In that line of thought – in the development of which Francophone thought since Bruno Latour and Phillipe Descola has played an important role -, climate change is posed as a crisis in our relations with living beings. In order to overcome it, we need to fundamentally change how we relate to non-human life – to learn how not to exploit the world but instead to share it. The crucial political and philosophical question is how to live together in a world of radical differences. The workshop’s objective is to bring together several important francophone scholars of political ecology to Prague to discuss how to rethink the collective habitability of Earth in the 21st century. In particular, the workshop focuses on feminist and queer approaches to rethinking ecology. The aim is not only to reconceptualize political ecology along the theoretical lines of the living (le vivant) but also to provide a dedicated space for a new generation of francophone scholars to share their ideas with scholars based in Central Europe and devise new ways of thinking about our contemporary ecological trajectories.
Programme
20th November
09.50 – 10.00 Welcome from the organisers (Iwona Janicka, Mateusz Chmurski)
10.00 – 11.00 Fatima Ouassak
“Pirate-Thinking”
11.00 – 12.00 Christina Kkona
“Queer Eco-Cosmopolitanism?”
12.00 – 13.30 Lunch
13.30 – 15.00 Panel I: Terrestrial Bodies
Jeanne Etelain
“Essay for a Theory of the Body-Zone”
Alžbeta Kuchtová
“Borderlands of My Body, Borderlands of the Territory”
Chiara Mengozzi
“Echoes from the Earth: Hearing Devices, Listening Exercises”
15.00 – 15.30 Coffee Break
15.30 – 17.00 Panel II: Affectivity and Labour
Cannelle Gignoux
“Cannibalistic Dynamics and Sphere Theory in Nancy Fraser”
Cécile Rosat
“Rethinking Environmental Responsibility as Relational and Affective”
Jan Bierhanzl
“Uprootednedness (Simone Weil) and the Urban Fabric”
17.00 End
21st November
14:00-15:00
Ohlédnutí za historií programu, slovo děkanky doc. Věry Sokolové (tým GS; česky, anglicky)
15:15-16:30
Care as taking part
Estelle Ferrarese (Picardie-Jules-Verne University; Institut Universitaire de France)
in English
After nearly forty years of discussion, contemporary feminist philosophies are pulling care ethics in two opposite directions. On the one hand, care is viewed through the lens of the ‘crisis’ it is said to be experiencing: a shortage is said to be affecting the Global North, driving migration and creating new forms of domination. In this context, care becomes a limited resource, the distribution of which must be reconsidered. On the other hand, care is merged with the categories and assumptions of ecofeminism. In this model, care is a skill assigned to women due to their supposed innate awareness of their connection with nature.

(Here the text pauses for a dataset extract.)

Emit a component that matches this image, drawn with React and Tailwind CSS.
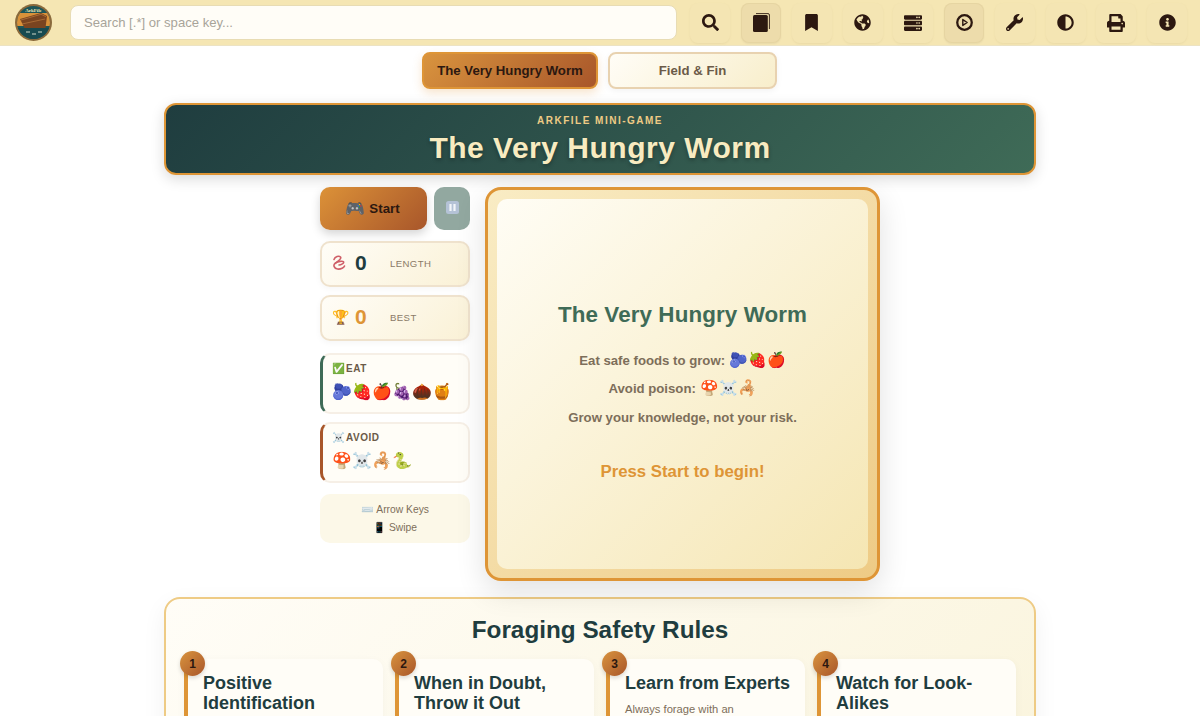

In contrast to these two models, I would like to propose a conception of care as participation (understood as taking part) in relationships and, simultaneously, in a political community. Care work is as much a result of political organisation as it is a means of constructing it, and it is important today to reflect on this ‘taking part’.
This presentation will be an opportunity to reflect on the current worldwide rise of brutality, of “I don’t care” as a political style, as well as the backlash against feminism that this has caused.

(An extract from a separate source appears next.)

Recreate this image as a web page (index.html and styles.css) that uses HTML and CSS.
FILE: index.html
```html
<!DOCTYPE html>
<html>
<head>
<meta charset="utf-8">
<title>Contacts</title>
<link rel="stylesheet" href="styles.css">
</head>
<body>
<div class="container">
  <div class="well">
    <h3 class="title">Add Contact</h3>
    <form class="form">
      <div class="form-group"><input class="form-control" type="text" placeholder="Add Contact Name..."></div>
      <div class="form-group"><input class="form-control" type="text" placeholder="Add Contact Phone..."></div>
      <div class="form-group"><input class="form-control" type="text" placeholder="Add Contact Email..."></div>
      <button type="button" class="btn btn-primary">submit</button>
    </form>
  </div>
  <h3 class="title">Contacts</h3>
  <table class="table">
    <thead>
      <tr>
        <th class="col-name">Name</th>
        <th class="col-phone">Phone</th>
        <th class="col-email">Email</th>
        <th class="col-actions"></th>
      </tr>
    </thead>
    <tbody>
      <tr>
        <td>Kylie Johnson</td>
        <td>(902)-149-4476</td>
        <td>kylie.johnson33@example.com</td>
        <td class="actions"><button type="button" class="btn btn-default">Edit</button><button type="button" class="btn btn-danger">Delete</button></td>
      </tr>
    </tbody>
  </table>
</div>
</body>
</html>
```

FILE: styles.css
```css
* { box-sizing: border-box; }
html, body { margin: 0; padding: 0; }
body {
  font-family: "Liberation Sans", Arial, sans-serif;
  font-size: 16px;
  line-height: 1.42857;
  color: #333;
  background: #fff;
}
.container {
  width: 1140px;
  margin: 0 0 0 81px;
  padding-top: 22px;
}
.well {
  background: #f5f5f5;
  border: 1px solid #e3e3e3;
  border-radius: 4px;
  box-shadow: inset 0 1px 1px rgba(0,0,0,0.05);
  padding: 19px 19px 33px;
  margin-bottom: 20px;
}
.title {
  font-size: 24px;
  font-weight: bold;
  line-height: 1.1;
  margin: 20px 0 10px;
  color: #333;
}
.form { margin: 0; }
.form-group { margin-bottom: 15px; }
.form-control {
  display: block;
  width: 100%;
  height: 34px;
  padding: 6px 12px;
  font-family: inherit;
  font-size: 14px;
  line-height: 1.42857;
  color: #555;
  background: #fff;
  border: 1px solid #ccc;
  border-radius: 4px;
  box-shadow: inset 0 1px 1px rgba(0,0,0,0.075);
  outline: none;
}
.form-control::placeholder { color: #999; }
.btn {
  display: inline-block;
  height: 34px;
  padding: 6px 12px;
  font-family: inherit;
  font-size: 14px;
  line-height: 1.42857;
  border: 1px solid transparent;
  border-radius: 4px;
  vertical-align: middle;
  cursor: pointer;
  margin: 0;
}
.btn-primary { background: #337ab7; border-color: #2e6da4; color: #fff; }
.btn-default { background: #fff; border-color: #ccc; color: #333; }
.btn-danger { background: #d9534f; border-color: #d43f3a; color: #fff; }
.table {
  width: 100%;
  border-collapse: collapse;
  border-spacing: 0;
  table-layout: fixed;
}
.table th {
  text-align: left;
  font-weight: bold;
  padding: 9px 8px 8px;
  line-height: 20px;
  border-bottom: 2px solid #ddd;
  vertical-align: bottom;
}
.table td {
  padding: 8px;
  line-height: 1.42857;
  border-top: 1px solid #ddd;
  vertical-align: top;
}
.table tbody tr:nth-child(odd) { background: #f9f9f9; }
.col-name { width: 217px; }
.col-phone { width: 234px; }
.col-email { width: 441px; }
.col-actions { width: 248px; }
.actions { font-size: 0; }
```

Estelle Ferrarese is a professor of moral and political philosophy at Picardie-Jules-Verne University (France). She is a Senior Member of the Institut Universitaire de France. She was the head of the Gender Institute in Paris from 2020 to 2024.
She was a visiting professor at the New School for Social Research in New York. She has been awarded the Alexander von Humboldt-Foundation fellowship at Humboldt University in Berlin, and a fellowship at the University of Potsdam.
Her books include : Une philosophie des sanglots, Paris, Rivages, 2025; Le Marché de la Vertu, Paris, Vrin, 2023 (english translation : The Market of Virtue, Edinburgh University Press, forthcoming, 2026); Vulnerability and Critical Theory, Boston/ Leiden, Brill, 2018, La fragilité du souci des autres. Adorno et le care, Lyon, ENS éditions, 2018 (english translation: Adorno and the Fragility of Caring for Others, Edinburgh University Press, 2020), Ethique et politique de l’espace public. Habermas et la discussion, Paris, Vrin, 2015. She is also the author of numerous articles on Critical Theory, feminism, forms of life, and vulnerability.